> **Exercise objective**
Exclude the pictures and reproduce the remaining data exactly as written.

> **Supplied information**
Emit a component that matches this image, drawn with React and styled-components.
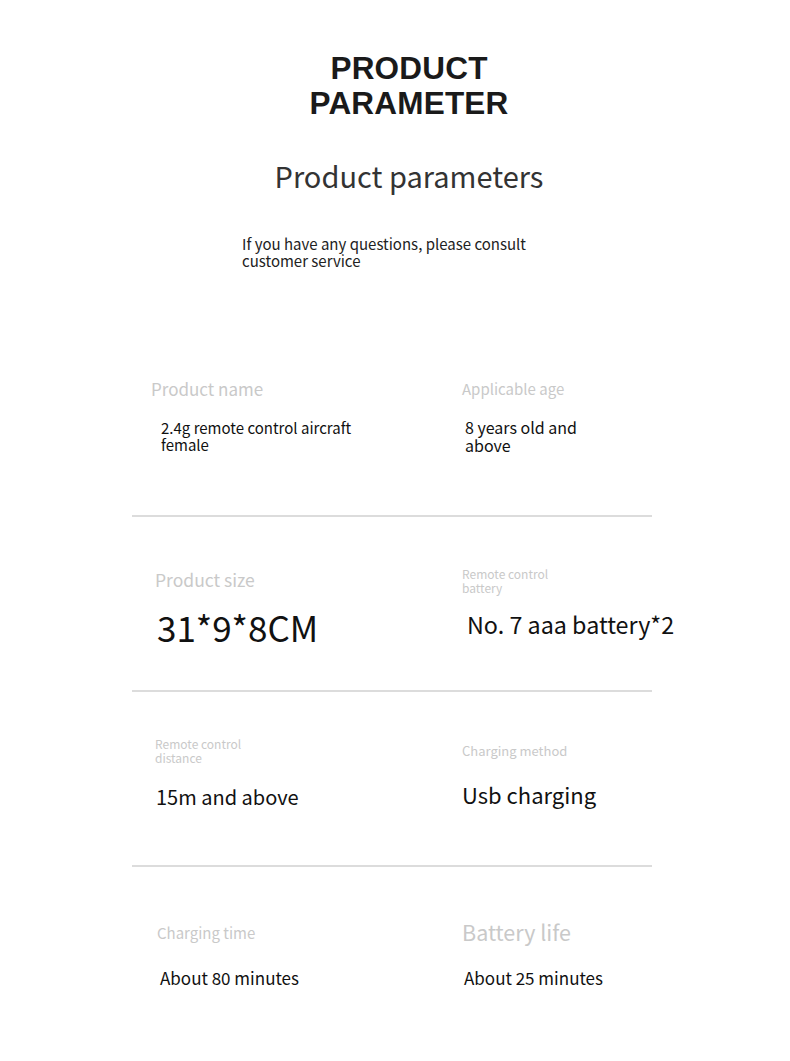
import React from "react";
import styled, { createGlobalStyle } from "styled-components";

const Global = createGlobalStyle`
  html, body { margin: 0; padding: 0; background: #ffffff; }
  body { font-family: "Noto Sans CJK SC", "Noto Sans", sans-serif; }
`;

const Page = styled.div`
  width: 790px;
  min-height: 1061px;
  background: #fff;
  display: flex;
  flex-direction: column;
  align-items: center;
`;

const Title = styled.h1`
  margin: 51px 0 0;
  font-family: "Liberation Sans", Arial, sans-serif;
  font-weight: 700;
  font-size: 31.5px;
  line-height: 35px;
  color: #1a1a1a;
  text-align: center;
  letter-spacing: 0.2px;
  transform: translateX(14px);
`;

const Subtitle = styled.h2`
  margin: 36px 0 0;
  font-weight: 400;
  font-size: 29px;
  line-height: 36px;
  color: #333;
  text-align: center;
  transform: translateX(14px);
`;

const Note = styled.p`
  align-self: flex-start;
  margin: 42px 0 0 242px;
  width: 310px;
  font-size: 15px;
  line-height: 17px;
  color: #222;
`;

const Table = styled.div`
  align-self: flex-start;
  margin: 73px 0 0 132px;
  width: 520px;
  display: flex;
  flex-direction: column;
`;

const Row = styled.div`
  display: grid;
  grid-template-columns: 310px 210px;
  height: ${(p) => p.$h || 175}px;
  box-sizing: border-box;
  border-bottom: ${(p) => (p.$last ? "none" : "2px solid #dcdcdc")};
`;

const Cell = styled.div`
  display: flex;
  flex-direction: column;
  padding-left: ${(p) => p.$pl}px;
`;

const Label = styled.div`
  margin-top: ${(p) => p.$mt}px;
  font-size: ${(p) => p.$size}px;
  line-height: ${(p) => p.$lh}px;
  color: #c9c9c9;
  max-width: ${(p) => p.$w || 400}px;
  white-space: ${(p) => (p.$w ? "normal" : "nowrap")};
`;

const ValueWrap = styled.div`
  padding-left: ${(p) => p.$pl}px;
`;

const Value = styled.div`
  margin-top: ${(p) => p.$mt}px;
  font-size: ${(p) => p.$size}px;
  line-height: ${(p) => p.$lh}px;
  color: #111;
  max-width: ${(p) => p.$w || 400}px;
  white-space: ${(p) => (p.$w ? "normal" : "nowrap")};
`;

const rows = [
  {
    cells: [
      { pl: 19, label: "Product name", ls: 17, llh: 20, lmt: 37, value: "2.4g remote control aircraft female", vs: 15, vlh: 17, vmt: 20, vpl: 10, vw: 210 },
      { pl: 20, label: "Applicable age", ls: 15, llh: 18, lmt: 38, value: "8 years old and above", vs: 16, vlh: 18, vmt: 20, vpl: 3, vw: 125 },
    ],
  },
  {
    cells: [
      { pl: 23, label: "Product size", ls: 17.5, llh: 20, lmt: 53, value: "31*9*8CM", vs: 35, vlh: 44, vmt: 15, vpl: 2 },
      { pl: 20, label: "Remote control battery", ls: 12, llh: 14, lw: 100, lmt: 50, value: "No. 7 aaa battery*2", vs: 23.3, vlh: 26, vmt: 16, vpl: 5 },
    ],
  },
  {
    cells: [
      { pl: 23, label: "Remote control distance", ls: 12, llh: 14, lw: 100, lmt: 45, value: "15m and above", vs: 20, vlh: 24, vmt: 20, vpl: 1 },
      { pl: 20, label: "Charging method", ls: 13, llh: 16, lmt: 51, value: "Usb charging", vs: 22, vlh: 26, vmt: 22, vpl: 0 },
    ],
  },
  {
    last: true,
    h: 190,
    cells: [
      { pl: 25, label: "Charging time", ls: 15, llh: 18, lmt: 57, value: "About 80 minutes", vs: 17, vlh: 20, vmt: 26, vpl: 3 },
      { pl: 20, label: "Battery life", ls: 21.5, llh: 25, lmt: 52, value: "About 25 minutes", vs: 17, vlh: 20, vmt: 24, vpl: 2 },
    ],
  },
];

export default function App() {
  return (
    <Page>
      <Global />
      <Title>
        PRODUCT
        <br />
        PARAMETER
      </Title>
      <Subtitle>Product parameters</Subtitle>
      <Note>If you have any questions, please consult customer service</Note>
      <Table>
        {rows.map((r, i) => (
          <Row key={i} $last={r.last} $h={r.h}>
            {r.cells.map((c, j) => (
              <Cell key={j} $pl={c.pl}>
                <Label $mt={c.lmt} $size={c.ls} $lh={c.llh} $w={c.lw}>
                  {c.label}
                </Label>
                <ValueWrap $pl={c.vpl}>
                  <Value $mt={c.vmt} $size={c.vs} $lh={c.vlh} $w={c.vw}>
                    {c.value}
                  </Value>
                </ValueWrap>
              </Cell>
            ))}
          </Row>
        ))}
      </Table>
    </Page>
  );
}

> **Solution for this exercise**
Emit a component that matches this image, drawn with React and styled-components.
import React from "react";
import styled, { createGlobalStyle } from "styled-components";

const Global = createGlobalStyle`
  html, body { margin: 0; padding: 0; background: #ffffff; }
  body { font-family: "Noto Sans CJK SC", "Noto Sans", sans-serif; }
`;

const Page = styled.div`
  width: 790px;
  min-height: 1061px;
  background: #fff;
  display: flex;
  flex-direction: column;
  align-items: center;
`;

const Title = styled.h1`
  margin: 51px 0 0;
  font-family: "Liberation Sans", Arial, sans-serif;
  font-weight: 700;
  font-size: 31.5px;
  line-height: 35px;
  color: #1a1a1a;
  text-align: center;
  letter-spacing: 0.2px;
  transform: translateX(14px);
`;

const Subtitle = styled.h2`
  margin: 36px 0 0;
  font-weight: 400;
  font-size: 29px;
  line-height: 36px;
  color: #333;
  text-align: center;
  transform: translateX(14px);
`;

const Note = styled.p`
  align-self: flex-start;
  margin: 42px 0 0 242px;
  width: 310px;
  font-size: 15px;
  line-height: 17px;
  color: #222;
`;

const Table = styled.div`
  align-self: flex-start;
  margin: 73px 0 0 132px;
  width: 520px;
  display: flex;
  flex-direction: column;
`;

const Row = styled.div`
  display: grid;
  grid-template-columns: 310px 210px;
  height: ${(p) => p.$h || 175}px;
  box-sizing: border-box;
  border-bottom: ${(p) => (p.$last ? "none" : "2px solid #dcdcdc")};
`;

const Cell = styled.div`
  display: flex;
  flex-direction: column;
  padding-left: ${(p) => p.$pl}px;
`;

const Label = styled.div`
  margin-top: ${(p) => p.$mt}px;
  font-size: ${(p) => p.$size}px;
  line-height: ${(p) => p.$lh}px;
  color: #c9c9c9;
  max-width: ${(p) => p.$w || 400}px;
  white-space: ${(p) => (p.$w ? "normal" : "nowrap")};
`;

const ValueWrap = styled.div`
  padding-left: ${(p) => p.$pl}px;
`;

const Value = styled.div`
  margin-top: ${(p) => p.$mt}px;
  font-size: ${(p) => p.$size}px;
  line-height: ${(p) => p.$lh}px;
  color: #111;
  max-width: ${(p) => p.$w || 400}px;
  white-space: ${(p) => (p.$w ? "normal" : "nowrap")};
`;

const rows = [
  {
    cells: [
      { pl: 19, label: "Product name", ls: 17, llh: 20, lmt: 37, value: "2.4g remote control aircraft female", vs: 15, vlh: 17, vmt: 20, vpl: 10, vw: 210 },
      { pl: 20, label: "Applicable age", ls: 15, llh: 18, lmt: 38, value: "8 years old and above", vs: 16, vlh: 18, vmt: 20, vpl: 3, vw: 125 },
    ],
  },
  {
    cells: [
      { pl: 23, label: "Product size", ls: 17.5, llh: 20, lmt: 53, value: "31*9*8CM", vs: 35, vlh: 44, vmt: 15, vpl: 2 },
      { pl: 20, label: "Remote control battery", ls: 12, llh: 14, lw: 100, lmt: 50, value: "No. 7 aaa battery*2", vs: 23.3, vlh: 26, vmt: 16, vpl: 5 },
    ],
  },
  {
    cells: [
      { pl: 23, label: "Remote control distance", ls: 12, llh: 14, lw: 100, lmt: 45, value: "15m and above", vs: 20, vlh: 24, vmt: 20, vpl: 1 },
      { pl: 20, label: "Charging method", ls: 13, llh: 16, lmt: 51, value: "Usb charging", vs: 22, vlh: 26, vmt: 22, vpl: 0 },
    ],
  },
  {
    last: true,
    h: 190,
    cells: [
      { pl: 25, label: "Charging time", ls: 15, llh: 18, lmt: 57, value: "About 80 minutes", vs: 17, vlh: 20, vmt: 26, vpl: 3 },
      { pl: 20, label: "Battery life", ls: 21.5, llh: 25, lmt: 52, value: "About 25 minutes", vs: 17, vlh: 20, vmt: 24, vpl: 2 },
    ],
  },
];

export default function App() {
  return (
    <Page>
      <Global />
      <Title>
        PRODUCT
        <br />
        PARAMETER
      </Title>
      <Subtitle>Product parameters</Subtitle>
      <Note>If you have any questions, please consult customer service</Note>
      <Table>
        {rows.map((r, i) => (
          <Row key={i} $last={r.last} $h={r.h}>
            {r.cells.map((c, j) => (
              <Cell key={j} $pl={c.pl}>
                <Label $mt={c.lmt} $size={c.ls} $lh={c.llh} $w={c.lw}>
                  {c.label}
                </Label>
                <ValueWrap $pl={c.vpl}>
                  <Value $mt={c.vmt} $size={c.vs} $lh={c.vlh} $w={c.vw}>
                    {c.value}
                  </Value>
                </ValueWrap>
              </Cell>
            ))}
          </Row>
        ))}
      </Table>
    </Page>
  );
}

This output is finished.